Rice anthropology class teaches students what it was like to live in the Stone Age
In the popular cartoon “The Flintstones,” Fred Flintstone and his best friend, Barney Rubble, dine out, listen to music, drive cars, go bowling and enjoy other pleasures of modern middle-class life humorously adapted to the Stone Age with pre-industrial materials and animals.
In a new Rice University anthropology class, students learn firsthand that life was not easy for prehistoric people. In fact, many of the students quickly discovered that it might be more accurate for the famous Geico advertising slogan to read, “Not so easy a caveman can do it!”
“(The class) really shows how clever our ancestors were, and we sort of take for granted the things they were able to figure out with no previous knowledge to build upon,” said Dylan Dickens, a Martel College sophomore majoring in anthropology and policy studies. “Part of that ties into the fact that it took so long, but it’s really quite impressive.”
In Paleotechnology (ANTH 384), taught by lecturer August Costa (affectionately known as “Dr. Gus”), students are introduced to the ancient technology of humanity’s ancestry while examining how archaeologists use both ethnography and experimentation to shed light on prehistoric human technological adaptations.
“Our campus is full of forward-thinking innovators and users of high-tech materials,” Costa said. “Yet, most of us have no clue when it comes to making the essential technology that got us here in the first place.”
Costa said that the class helps ground students focused on engineering and other innovative fields.
“Our ancestors invented inventing,” he said. “What better way for students to gain unconventional knowledge than to experience the technological foundations of humanity?”
Amy Fox, a Baker College junior majoring in bioengineering, decided to take the course because it seemed both interesting and very different from what she was studying.
“One thing I’ve learned is that I’m not sure I would actually survive in the Stone Age,” Fox joked. “But it’s been a really great way to broaden my experience at Rice and learn different things.”
The unique class has also required students to learn how to live without modern society’s creature comforts – and then some. Costa said it is intended to resemble what the earliest human ancestors might have encountered, adding that the outdoor setting is “toughening up” his students.
“I think it’s a good thing in this day and age,” he laughed. “We always meet outside, and we’ve never been in a classroom before. The students don’t get to sit on seats, and they don’t get to be comfortable. If it rains, we get wet; and if it’s hot, we sweat.”
Activities for the class are team-based and range from foraging for wild nuts and plants to working with wood and making weapons to creating baskets, containers and clothing from items found in nature.
“It’s the actual crafting and utilization of paleotechnologies, rather than just the study of, and then learning about it through that process,” Dickens said. “As soon as I heard that, I was on board (with the class).”
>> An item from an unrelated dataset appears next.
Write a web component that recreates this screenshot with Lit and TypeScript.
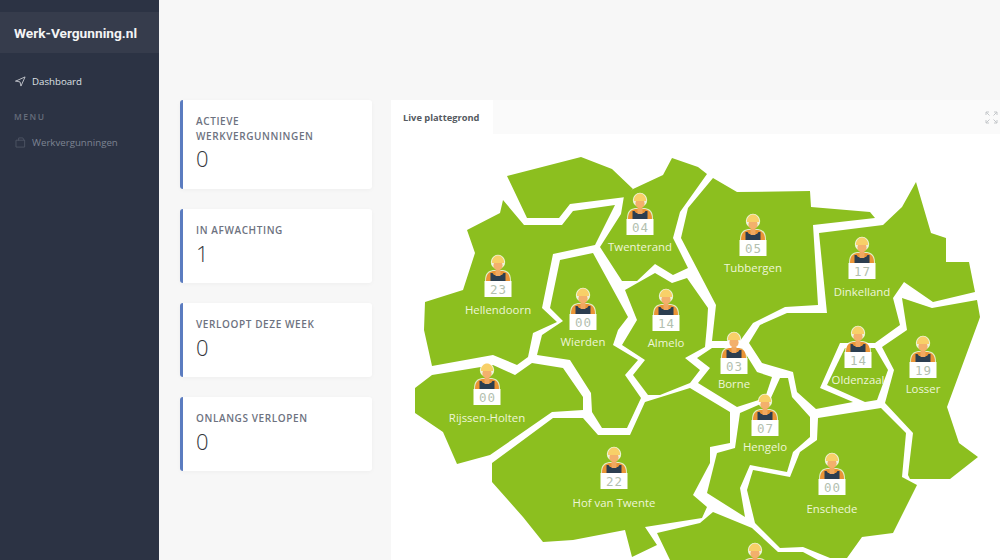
import {LitElement, html, svg, css} from 'lit';
import {customElement} from 'lit/decorators.js';

// outlines are in page pixels, the svg viewBox starts where the card body starts
const REGIONS = [
  '507,176 581,157 612,169 633,189 626,197 570,204 559,218 527,218',
  '633,189 663,175 672,158 698,167 707,174 680,212 673,238 688,268 673,275 655,264 637,281 622,281 600,247 621,214 624,196',
  '503,200 524,225 562,225 573,211 615,205 595,245 553,254 542,308 557,322 533,333 528,357 517,365 493,355 432,366 424,330 425,302 463,290 475,253 467,230 500,213',
  '560,260 593,253 628,317 618,330 613,345 638,360 625,375 641,398 627,428 602,428 592,412 591,393 570,360 537,355 542,335 563,321 550,308',
  '625,290 655,273 672,283 687,278 708,308 707,325 705,347 685,358 700,370 690,383 660,395 648,395 633,375 645,360 622,345 637,320',
  '713,178 737,192 810,191 811,207 870,212 875,218 813,225 818,305 785,307 753,323 740,341 712,341 716,305 681,238 688,208',
  '819,233 883,225 902,207 916,182 931,233 946,238 946,262 969,262 975,292 933,302 904,282 893,298 900,325 875,343 840,343 820,388 853,402 816,409 797,392 793,372 762,363 749,343 760,325 787,313 827,313',
  '845,348 875,348 888,370 877,400 865,402 827,385',
  '902,298 932,308 977,300 980,317 979,320 947,407 959,443 978,457 950,479 910,479 908,475 913,433 885,403 894,370 882,347 907,330',
  '881,408 906,433 902,477 917,485 893,533 862,537 847,558 830,558 803,547 780,548 755,523 747,490 753,470 790,477 800,452 817,440 818,418',
  '780,378 788,378 792,397 810,417 810,437 793,452 787,472 750,465 740,488 745,517 707,493 717,453 735,448 740,413 770,400',
  '712,348 742,348 757,372 772,377 765,398 737,407 698,383 710,368 697,358',
  '492,463 553,418 583,418 598,435 630,435 645,402 690,388 730,412 730,443 710,447 710,463 693,495 707,507 702,518 645,527 657,545 632,557 625,530 573,540 543,542 523,517 492,482',
  '415,388 432,375 493,365 515,375 532,363 563,368 583,397 583,410 552,412 490,455 457,464 443,432 415,413',
  '657,533 700,523 713,512 752,528 778,552 803,552 818,560 670,560',
];

const PINS = [
  {name: 'Twenterand', count: '04', x: 640, y: 219, ly: 246},
  {name: 'Hellendoorn', count: '23', x: 498, y: 281, ly: 309},
  {name: 'Tubbergen', count: '05', x: 753, y: 240, ly: 267},
  {name: 'Dinkelland', count: '17', x: 862, y: 263, ly: 291},
  {name: 'Wierden', count: '00', x: 583, y: 314, ly: 341},
  {name: 'Almelo', count: '14', x: 666, y: 315, ly: 342},
  {name: 'Borne', count: '03', x: 734, y: 358, ly: 383},
  {name: 'Oldenzaal', count: '14', x: 858, y: 352, ly: 379},
  {name: 'Losser', count: '19', x: 923, y: 362, ly: 388},
  {name: 'Hengelo', count: '07', x: 765, y: 420, ly: 446},
  {name: 'Enschede', count: '00', x: 832, y: 479, ly: 508},
  {name: 'Rijssen-Holten', count: '00', x: 487, y: 389, ly: 417},
  {name: 'Hof van Twente', count: '22', x: 614, y: 473, ly: 502},
  {name: '', count: '', x: 755, y: 569, ly: 0},
];

const STATS = [
  {label: 'Actieve werkvergunningen', value: '0'},
  {label: 'In afwachting', value: '1'},
  {label: 'Verloopt deze week', value: '0'},
  {label: 'Onlangs verlopen', value: '0'},
];

@customElement('app-root')
export class AppRoot extends LitElement {
  static override styles = css`
    :host {
      display: flex;
      width: 1000px;
      height: 560px;
      overflow: hidden;
      background: #f7f7f7;
      font-family: "Open Sans", sans-serif;
    }

    .sidebar {
      width: 159px;
      flex: none;
      padding-top: 12px;
      box-sizing: border-box;
      background: #2c3344;
    }
    .brand {
      height: 41px;
      display: flex;
      align-items: center;
      padding-left: 14px;
      background: #363c4c;
      color: #f4f4f5;
      font-family: Roboto, sans-serif;
      font-weight: 700;
      font-size: 13.7px;
    }
    .nav-item {
      display: flex;
      align-items: center;
      gap: 6px;
      padding-left: 15px;
      font-size: 9.7px;
      color: #dfe1e5;
    }
    .nav-item svg {
      width: 11px;
      height: 11px;
      flex: none;
      fill: none;
      stroke: currentColor;
      stroke-width: 1.7;
      stroke-linecap: round;
      stroke-linejoin: round;
    }
    .nav-item.first {
      margin-top: 22px;
    }
    .nav-item.dim {
      margin-top: 14px;
      color: #7d8492;
    }
    .nav-item.dim svg {
      color: #535a69;
    }
    .menu-title {
      margin-top: 23px;
      padding-left: 14px;
      font-size: 8.5px;
      font-weight: 600;
      letter-spacing: 1.5px;
      color: #666d7b;
    }

    .main {
      flex: 1;
      display: flex;
      gap: 19px;
      padding: 100px 0 0 21px;
      min-width: 0;
    }
    .stats {
      width: 192px;
      flex: none;
      display: flex;
      flex-direction: column;
      gap: 20px;
    }
    .stat {
      box-sizing: border-box;
      height: 74px;
      padding: 14px 30px 0 13px;
      background: #fff;
      border-left: 3px solid #5b7cc0;
      border-radius: 3px;
      box-shadow: 0 1px 4px rgba(0, 0, 0, 0.04);
    }
    .stat.tall {
      height: 89px;
    }
    .stat-label {
      font-size: 10px;
      line-height: 14.5px;
      font-weight: 600;
      letter-spacing: 0.6px;
      text-transform: uppercase;
      color: #6d7280;
    }
    .stat-value {
      font-size: 22px;
      font-weight: 300;
      line-height: 30px;
      color: #33363b;
    }

    .map-card {
      flex: 1;
      min-width: 0;
      display: flex;
      flex-direction: column;
      background: #fff;
    }
    .map-head {
      height: 34px;
      flex: none;
      display: flex;
      justify-content: space-between;
      align-items: center;
      background: #fafafa;
    }
    .tab {
      height: 100%;
      width: 102px;
      box-sizing: border-box;
      display: flex;
      align-items: center;
      padding-left: 12px;
      background: #fff;
      font-size: 9.3px;
      font-weight: 700;
      color: #555a61;
    }
    .expand {
      width: 13px;
      height: 13px;
      margin-right: 2px;
      fill: none;
      stroke: #c4c7ca;
      stroke-width: 1;
    }
    .map {
      display: block;
      width: 609px;
      height: 426px;
    }
    .region {
      fill: #8cbf1f;
    }
    .place {
      font-size: 11.4px;
      fill: #eef6d8;
      text-anchor: middle;
      dominant-baseline: central;
    }
    .count {
      font-family: "DejaVu Sans Mono", monospace;
      font-size: 12.5px;
      letter-spacing: 1px;
      fill: #b3bfb0;
      text-anchor: middle;
      dominant-baseline: central;
    }
  `;

  private _pin(p: (typeof PINS)[number]) {
    return svg`
      <g transform="translate(${p.x} ${p.y})">
        <path d="M-13 0 C-13 -8 -10 -10 -5 -11 L5 -11 C10 -10 13 -8 13 0 Z" fill="#fff" opacity="0.75"/>
        <circle cx="0" cy="-19" r="7.2" fill="#fff" opacity="0.85"/>
        <path d="M-12 0 C-12 -7 -9 -9 -5 -10 L5 -10 C9 -9 12 -7 12 0 Z" fill="#ea9436"/>
        <path d="M-7.5 0 L-7.5 -8 L-5.5 -8 L-4 -6 L4 -6 L5.5 -8 L7.5 -8 L7.5 0 Z" fill="#2c3e50"/>
        <rect x="-2.5" y="-11" width="5" height="6" fill="#f0a860"/>
        <ellipse cx="0" cy="-15.5" rx="4.6" ry="5" fill="#f3b06c"/>
        <path d="M-6.2 -18 C-6.2 -23 -3 -25.5 0 -25.5 C3 -25.5 6.2 -23 6.2 -18 Z" fill="#f8d068"/>
        <rect x="-13.5" y="0" width="27" height="16" fill="#fff"/>
        ${p.count ? svg`<text class="count" x="0.5" y="8.5">${p.count}</text>` : ''}
      </g>
      ${p.name ? svg`<text class="place" x=${p.x} y=${p.ly}>${p.name}</text>` : ''}
    `;
  }

  override render() {
    return html`
      <aside class="sidebar">
        <div class="brand">Werk-Vergunning.nl</div>
        <div class="nav-item first">
          <svg viewBox="0 0 24 24"><polygon points="2 11 22 2 13 22 11 13 2 11"/></svg>
          Dashboard
        </div>
        <div class="menu-title">MENU</div>
        <div class="nav-item dim">
          <svg viewBox="0 0 24 24"><path d="M3 7 h18 v15 h-18 Z M8 7 v-5 h9 l3 5"/></svg>
          Werkvergunningen
        </div>
      </aside>
      <div class="main">
        <div class="stats">
          ${STATS.map((s, i) => html`
            <div class="stat ${i === 0 ? 'tall' : ''}">
              <div class="stat-label">${s.label}</div>
              <div class="stat-value">${s.value}</div>
            </div>
          `)}
        </div>
        <section class="map-card">
          <div class="map-head">
            <div class="tab">Live plattegrond</div>
            <svg class="expand" viewBox="0 0 13 13">
              <path d="M1 4 V1 H4 M1 1 L4.5 4.5 M9 1 H12 V4 M12 1 L8.5 4.5 M1 9 V12 H4 M1 12 L4.5 8.5 M12 9 V12 H9 M12 12 L8.5 8.5"/>
            </svg>
          </div>
          <svg class="map" viewBox="391 134 609 426">
            ${REGIONS.map((r) => svg`<polygon class="region" points=${r}/>`)}
            ${PINS.map((p) => this._pin(p))}
          </svg>
        </section>
      </div>
    `;
  }
}

declare global {
  interface HTMLElementTagNameMap {
    'app-root': AppRoot;
  }
}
The students are graded on multiple factors: class participation, a multistep research project on a technological topic from the Paleolithic era, and four “survival challenges” where they put their newly acquired classroom skills to the test. The survival activities range from woodworking to making fire using friction.
“It’s very, very difficult,” Dickens said of creating fire.
Costa said that the lessons were structured to reflect the development of Stone Age technology through time. Making fire doesn’t occur until midsemester. “The students had nothing but sticks and stones for several weeks,” he said.
Students also choose their own subject for their experimental research project. This semester, students are researching primitive paints and carved art, local prehistoric woodworking, slings, pyrite fire starters and arrowheads made from alligator gar scales.
The paleotechnology class is just one in a broader archaeology curriculum that emphasizes experiential inquiry and learning and hands-on research and projects. Several other anthropology classes offer experiences ranging from working with archeological materials to excavation projects within the city of Houston and overseas in Tanzania. There are also classes focusing on the analysis of archeological materials.
“What the paleotechnology class does is to offer our students experiences with more experimental approaches in archaeology, teaching them the technology that people in the past used every day,” said Jeff Fleisher, an associate professor of anthropology. “Through their experiences and experiments, they learn not only about how people lived in the past, but also about how these technologies would have contributed to the archaeological record, which helps them to better ‘think’ like an archaeologist.”